M. Ward – Post-War
When I was younger my grandfather used to come over, take out his old Gibson hollow body guitar from its slumber, the smell of its sweet rosewood body would flood my nostrils. He and I would sit there in my parent’s living room and play old Hank William tunes. As the night winded down we would always end with a 1920’s folk song by Irvin King called “Show Me the Way to Go Home”; another night, another story to remember. Matt Ward or better known through his stage name M. Ward has a cunning ability to embrace the nostalgia that accompanies the music my grandfather and I would play.
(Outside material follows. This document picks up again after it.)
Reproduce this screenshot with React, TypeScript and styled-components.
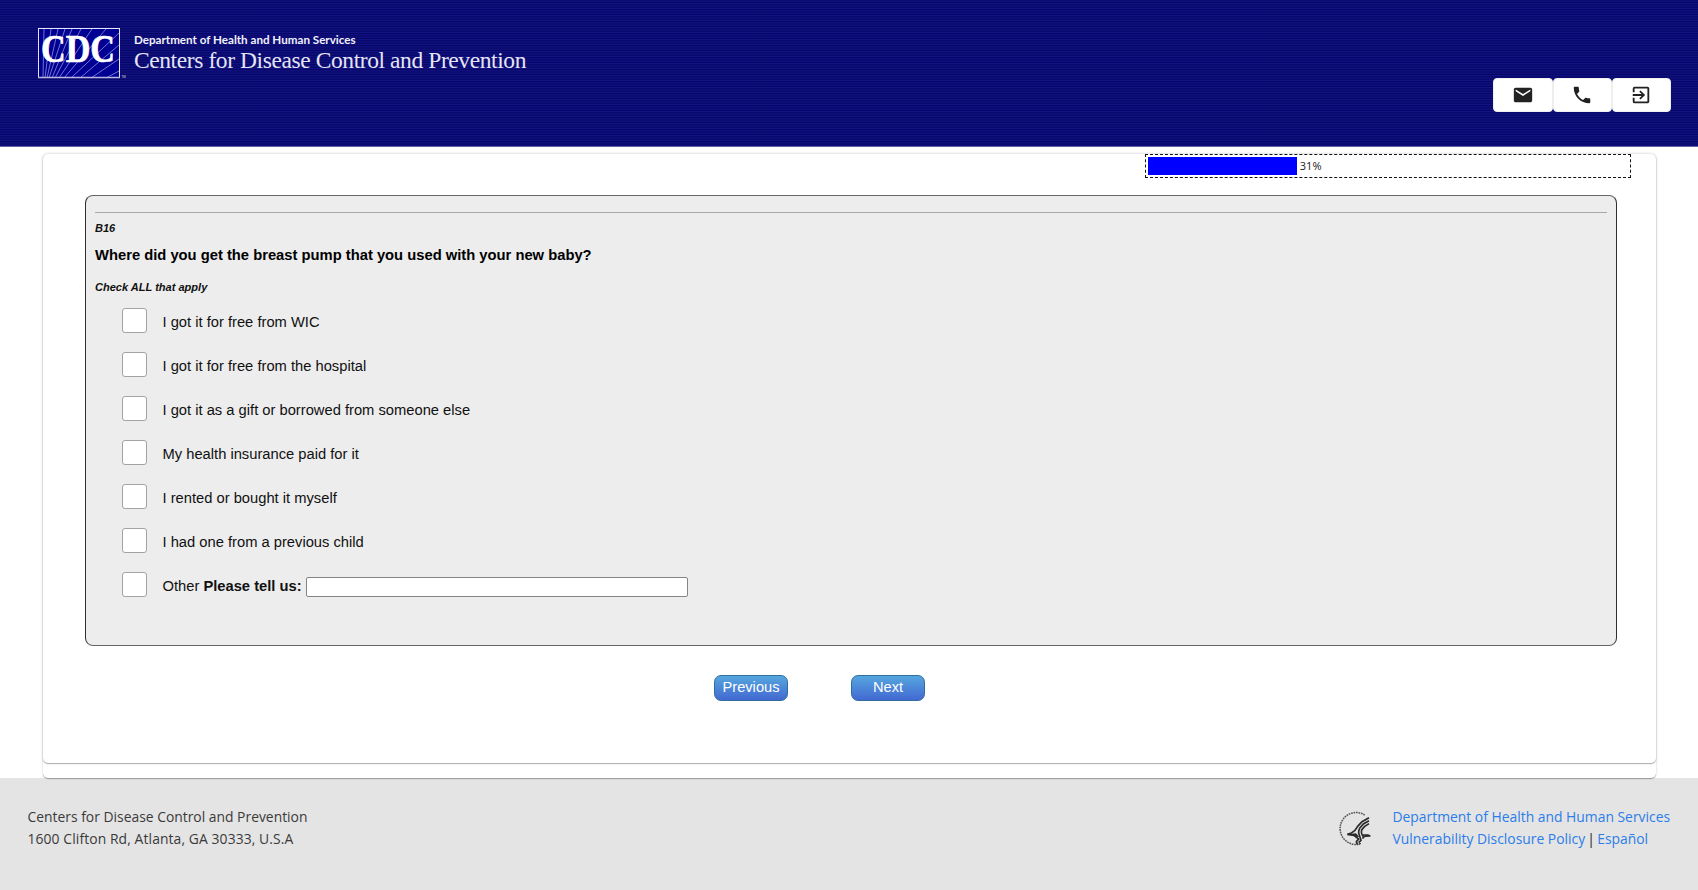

M. Ward’s fifth studio album entitled Post War is made up of simple song arrangements that evoke a simpler time in America’s history. Utilizing his whisper-like voice, sounding as weathered as paint on a Louisiana farm house. Ward tells stories of loneliness and longing, but with an urgent sense of optimist overtones. Ward’s story telling ability is his finest attribute, which has made him one of the most acclaimed singer songwriters of the decade; Post War speaks about the complexities of life using traditional folk and blues connotations.
Ward’s earlier works centered on short mood pieces that encouraged the listener to construct their own connection to each story through the rise and fall of Ward’s emotional tide. Post War incorporates a versatile sonic touch not seen on past arrangements of Ward’s (having a full backing band will do that), however the intimacy that personifies each of Ward’s songs are not lost with the album’s bigger sound. Ward opens up with “Poison Cup”, a beautiful love song where Ward begins with, “One or two won’t do/ Cause I want it all…I hope you know what I’m thinking of/ I want all of your love”. The song is more dynamic with soaring string arrangements and a grandeur closing, yet it is Ward’s hushed voice that holds the song together; giving it character and resilience. Other highlights include the wistful “Chinese Translation” and the stripped down, dusty vinyl-like recording in “Rollercoaster”.
Post War is full of mesmerizing storytelling and heartfelt reality; it feels as wholesome and inviting as those warm summer nights when my grandfather and I would, for a few hours, put our worries behind us and tell stories.